[BreachExchange] The Widening Data Breach Standing Split: Fourth Circuit Finds No Standing From Increased Risk of Future Identity Theft

Audrey McNeil audrey at riskbasedsecurity.com
Mon Apr 10 18:38:39 EDT 2017


http://www.lexology.com/library/detail.aspx?g=aaaf2853-09c0-4ec4-b058-
8f8e277270bb

The U.S. Court of Appeals for the Fourth Circuit has added to the growing
circuit split on standing in data breach cases in Beck v. McDonald, No.
15-1395 (Feb. 6, 2017). The circuit split now divides at least six federal
courts of appeal regarding what data-breach victims must show to establish
an “injury-in-fact” under Article III. The Fourth Circuit held that merely
having your personal data stolen — and the alleged corresponding increased
risk of future theft—is insufficient to satisfy Article III’s
injury-in-fact requirement.

The case involved two different lawsuits, which were combined for
consideration by the Fourth Circuit. The first lawsuit was brought by
Richard Beck and others, whose personal information was stolen when a
laptop computer vanished from a Veterans Affairs hospital in South
Carolina. The second lawsuit related to four boxes of pathology reports
containing personal information, which were stolen from the same hospital.
These pathology reports also contained personal information.
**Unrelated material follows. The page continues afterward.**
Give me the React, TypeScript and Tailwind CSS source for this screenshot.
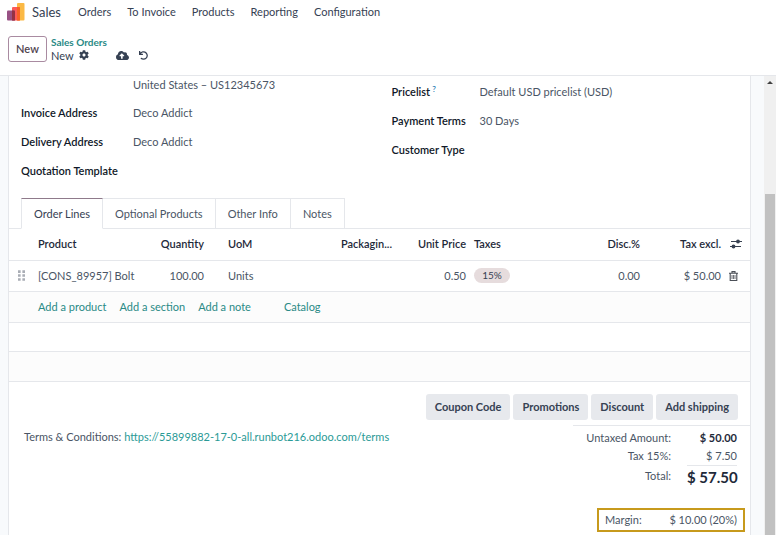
import { FaCloudUploadAlt, FaCog, FaUndo } from "react-icons/fa";

const menus = ["Orders", "To Invoice", "Products", "Reporting", "Configuration"];
const tabs = ["Order Lines", "Optional Products", "Other Info", "Notes"];
const actions = ["Coupon Code", "Promotions", "Discount", "Add shipping"];

function SalesLogo() {
  return (
    <svg width="18" height="18" viewBox="0 0 18 18" aria-hidden="true">
      <rect x="10" y="0" width="7.5" height="17.5" rx="1" fill="#fbb945" />
      <rect x="5" y="4" width="8" height="13.5" rx="1" fill="#fc5b5b" />
      <path d="M10 4h2a1 1 0 0 1 1 1v12.5h-3z" fill="#f86126" />
      <rect x="0" y="7.5" width="8" height="10" rx="1" fill="#985184" />
      <path d="M5 7.5h2a1 1 0 0 1 1 1v9H5z" fill="#953144" />
    </svg>
  );
}

function AdjustIcon() {
  return (
    <svg width="12" height="10" viewBox="0 0 12 10" aria-hidden="true">
      <path d="M1 2.5h11M0 7.5h11" stroke="#374151" strokeWidth="1.1" />
      <circle cx="8" cy="2.5" r="1.9" fill="#374151" />
      <circle cx="3.5" cy="7.5" r="1.9" fill="#374151" />
    </svg>
  );
}

function TrashIcon() {
  return (
    <svg width="9" height="10" viewBox="0 0 9 10" fill="none" stroke="#4b4f57" aria-hidden="true">
      <path d="M0 2.2h9M3 2V.6h3V2M1.2 2.5v7h6.6v-7" strokeWidth="1.1" />
      <path d="M3 4v4M4.5 4v4M6 4v4" strokeWidth="0.8" />
    </svg>
  );
}

function DragHandle() {
  return (
    <svg width="7" height="11" viewBox="0 0 8 12" fill="#a9adb5" aria-hidden="true">
      <path d="M0 0h3v3H0zM5 0h3v3H5zM0 4.5h3v3H0zM5 4.5h3v3H5zM0 9h3v3H0zM5 9h3v3H5z" />
    </svg>
  );
}

function Field({ label, value, help, wide }: { label: string; value?: string; help?: boolean; wide?: boolean }) {
  return (
    <div className="flex h-[29px] items-center">
      <dt className={(wide ? "w-[112px]" : "w-[88px]") + " shrink-0 whitespace-nowrap font-semibold text-gray-900"}>
        {label}
        {help && <sup className="ml-0.5 text-[8px] font-normal text-sky-700">?</sup>}
      </dt>
      <dd className="whitespace-nowrap">{value}</dd>
    </div>
  );
}

export default function App() {
  return (
    <div className="flex h-screen flex-col overflow-hidden bg-white pr-[3px] pb-[6px] font-['Lato','Open_Sans',sans-serif] text-[11px] leading-4 text-gray-600">
      <nav className="flex h-6 shrink-0 items-center pl-[7px]">
        <SalesLogo />
        <a href="#sales" className="ml-[7px] mr-[17px] text-[13px] text-gray-700">Sales</a>
        <div className="flex gap-4 text-gray-700">
          {menus.map((m) => (
            <button key={m} type="button">{m}</button>
          ))}
        </div>
      </nav>
      <header className="flex h-[52px] shrink-0 items-center gap-1 border-b border-gray-200 pl-2 pb-[2px]">
        <button type="button" className="h-[26px] w-[39px] rounded-[3px] border border-[#a98ba1] font-semibold text-[#50434e]">
          New
        </button>
        <div className="flex flex-col leading-[13px]">
          <a href="#orders" className="text-[10px] font-bold text-[#2a8a86]">Sales Orders</a>
          <div className="flex items-center text-gray-700">
            <span>New</span>
            <button type="button" aria-label="Actions" className="ml-[5px]"><FaCog size={10} /></button>
            <button type="button" aria-label="Save" className="ml-[27px]"><FaCloudUploadAlt size={13} /></button>
            <button type="button" aria-label="Discard" className="ml-[10px]"><FaUndo size={9} /></button>
          </div>
        </div>
      </header>

      <div className="flex min-h-0 flex-1 bg-[#f8fafc]">
        <main className="ml-2 mr-[13px] min-w-0 flex-1 overflow-hidden border-x border-gray-200 bg-white">
          <div className="flex h-[122px] px-3">
            <dl className="-mt-[5px] w-1/2 grow">
              <div className="flex h-[27px] items-center">
                <dt className="w-[112px]" />
                <dd>United States – US12345673</dd>
              </div>
              <Field label="Invoice Address" value="Deco Addict" wide />
              <Field label="Delivery Address" value="Deco Addict" wide />
              <Field label="Quotation Template" wide />
            </dl>
            <dl className="w-1/2 pl-3 pt-px">
              <Field label="Pricelist" value="Default USD pricelist (USD)" help />
              <Field label="Payment Terms" value="30 Days" />
              <Field label="Customer Type" />
            </dl>
          </div>

          <div role="tablist" className="flex h-[31px] border-b border-gray-200 pl-3">
            {tabs.map((t, i) => (
              <button
                key={t}
                type="button"
                role="tab"
                aria-selected={i === 0}
                className={
                  i === 0
                    ? "-mb-px border border-gray-200 border-t-[#8f7a8b] border-b-white bg-white px-3 text-gray-700"
                    : "border-t border-r border-gray-200 px-3"
                }
              >
                {t}
              </button>
            ))}
          </div>

          <table className="w-full table-fixed border-collapse whitespace-nowrap">
            <colgroup>
              <col className="w-[25px]" />
              <col />
              <col className="w-[71px]" />
              <col className="w-[101px]" />
              <col className="w-[71px]" />
              <col className="w-[74px]" />
              <col className="w-[100px]" />
              <col className="w-[74px]" />
              <col className="w-[81px]" />
              <col className="w-[25px]" />
            </colgroup>
            <thead>
              <tr className="h-[31px] border-b border-gray-200 text-left text-gray-800 [&>th]:p-1 [&>th]:font-semibold">
                <th aria-label="Reorder" />
                <th>Product</th>
                <th><div className="pr-4 text-right">Quantity</div></th>
                <th>UoM</th>
                <th><div className="text-right">Packagin...</div></th>
                <th><div className="text-right">Unit Price</div></th>
                <th>Taxes</th>
                <th><div className="text-right">Disc.%</div></th>
                <th><div className="text-right">Tax excl.</div></th>
                <th><button type="button" aria-label="Optional columns" className="ml-px block"><AdjustIcon /></button></th>
              </tr>
            </thead>
            <tbody>
              <tr className="h-[31px] border-b border-gray-200 [&>td]:px-1 [&>td]:py-0">
                <td><div className="pl-[5px]"><DragHandle /></div></td>
                <td>[CONS_89957] Bolt</td>
                <td><div className="pr-4 text-right">100.00</div></td>
                <td>Units</td>
                <td />
                <td className="text-right">0.50</td>
                <td>
                  <span className="block w-9 rounded-full bg-[#e6dcdd] text-center text-[10px] leading-[15px] text-gray-700">15%</span>
                </td>
                <td className="text-right">0.00</td>
                <td className="text-right">$ 50.00</td>
                <td><button type="button" aria-label="Delete line" className="block"><TrashIcon /></button></td>
              </tr>
              <tr className="h-[31px] border-b border-gray-200 bg-[#fcfcfc] text-[#2a8a86]">
                <td />
                <td colSpan={9} className="px-1">
                  <div className="flex gap-[13px]">
                    <a href="#product">Add a product</a>
                    <a href="#section">Add a section</a>
                    <a href="#note">Add a note</a>
                    <a href="#catalog" className="ml-5">Catalog</a>
                  </div>
                </td>
              </tr>
              <tr className="h-[29px] border-b border-gray-200"><td colSpan={10} /></tr>
              <tr className="h-[30px] border-b border-gray-200 bg-[#fcfcfc]"><td colSpan={10} /></tr>
            </tbody>
          </table>

          <div className="mt-3 flex justify-end gap-[3px] pr-3">
            {actions.map((a) => (
              <button key={a} type="button" className="h-[26px] rounded-[3px] bg-[#e7e9ed] px-[9px] font-bold text-gray-700">
                {a}
              </button>
            ))}
          </div>

          <div className="mt-[5px] flex justify-between">
            <p className="pl-[15px] pt-1">
              Terms &amp; Conditions:{" "}
              <a href="https://55899882-17-0-all.runbot216.odoo.com/terms" className="text-[#2a9a96]">
                https://55899882-17-0-all.runbot216.odoo.com/terms
              </a>
            </p>
            <div className="w-[177px]">
              <dl className="grid grid-cols-[1fr_50px] gap-x-4 border-t border-gray-200 pt-[3px] pr-[13px] text-right">
                <dt className="leading-[18px]">Untaxed Amount:</dt>
                <dd className="font-bold leading-[18px] text-gray-800">$ 50.00</dd>
                <dt className="leading-[18px]">Tax 15%:</dt>
                <dd className="leading-[18px]">$ 7.50</dd>
                <dt className="leading-[22px]">Total:</dt>
                <dd className="whitespace-nowrap border-t border-gray-200 text-[15px] font-bold leading-[22px] text-gray-800">$ 57.50</dd>
              </dl>
              <dl className="ml-6 mr-[5px] mt-5 flex h-6 items-center justify-between border-2 border-[#c79a1c] px-1.5">
                <dt>Margin:</dt>
                <dd>$ 10.00 (20%)</dd>
              </dl>
            </div>
          </div>
        </main>

        <div className="flex w-3 shrink-0 flex-col items-center bg-[#f0f0f0]" aria-hidden="true">
          <svg className="mt-1 shrink-0" width="6" height="5" viewBox="0 0 6 5">
            <path d="M3 1 6 4H0z" fill="#404040" />
          </svg>
          <div className="mt-[109px] w-2.5 flex-1 bg-[#c1c1c1]" />
        </div>
      </div>
    </div>
  );
}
In both cases,
the hospital informed potential victims that their personal information had
been stolen and offered one year of credit monitoring.

The Fourth Circuit was tasked with deciding when a potential injury—such as
the supposed risk that thieves will forge documents or run-up unauthorized
charges—becomes an injury-in-fact sufficient to satisfy Article III’s
standing requirement. The court focused its analysis on the Supreme Court’s
decision in Clapper v. Amnesty International USA and held that the “chain
of possibilities” that could connect the data theft to personal injury was
too “attenuated” based on the allegations in the lawsuits. Beck, No.
15-1395, at 20. The court explained that it would have to assume that the
thief stole the computer or records in order to obtain the personal
information contained in them. Id. And, it would have to further assume
that the thief would steal the named plaintiffs’ particular data from the
vast trove available to them. Id. The court refused to make these
assumptions, despite the fact that the plaintiffs introduced some data
showing that they were at a generally increased risk of future theft. Id.
at 21-22. Critically, and in contrast to the Seventh Circuit, the court
refused to “infer a substantial risk of harm of future identity theft from
an organization’s offer to provide free credit monitoring services to
affected individuals.” Id. at 22.

Perhaps softening the circuit split recognized by the panel, see id. at
16-17, the court noted differences between the Beck lawsuits and other
cases in which federal courts of appeals found that plaintiffs had alleged
an injury-in-fact following a data breach. The plaintiffs did not allege
that thieves had “intentionally targeted the personal information
compromised in the data breaches,” or that any named plaintiff’s personal
information had been “misuse[d] or access[ed] . . . by the thief.” Id. at
18. One named plaintiff in the Beck lawsuit did allege that three
unauthorized credit card charges had appeared on her account, but she
failed to attribute those unauthorized charges to the data breach. Id. at
19 n.6. In fact, the court doubted the plaintiff could connect the two
since “the data on the stolen laptop did not contain any credit card or
bank account information.” Id. The court also rejected the plaintiffs’
attempt to use their own expenditures on future credit monitoring services
to create an injury-in-fact. The court stated that such “self-imposed harms
cannot confer standing.” Id. at 23.

Further cases that could impact this split are pending before the Second
Circuit and the D.C. Circuit, and so this issue seems to be one that
inevitably will need to addressed by the Supreme Court. Until then, the
class actions may be filed more often in those circuits that have been more
lenient in finding potential harms from data breaches.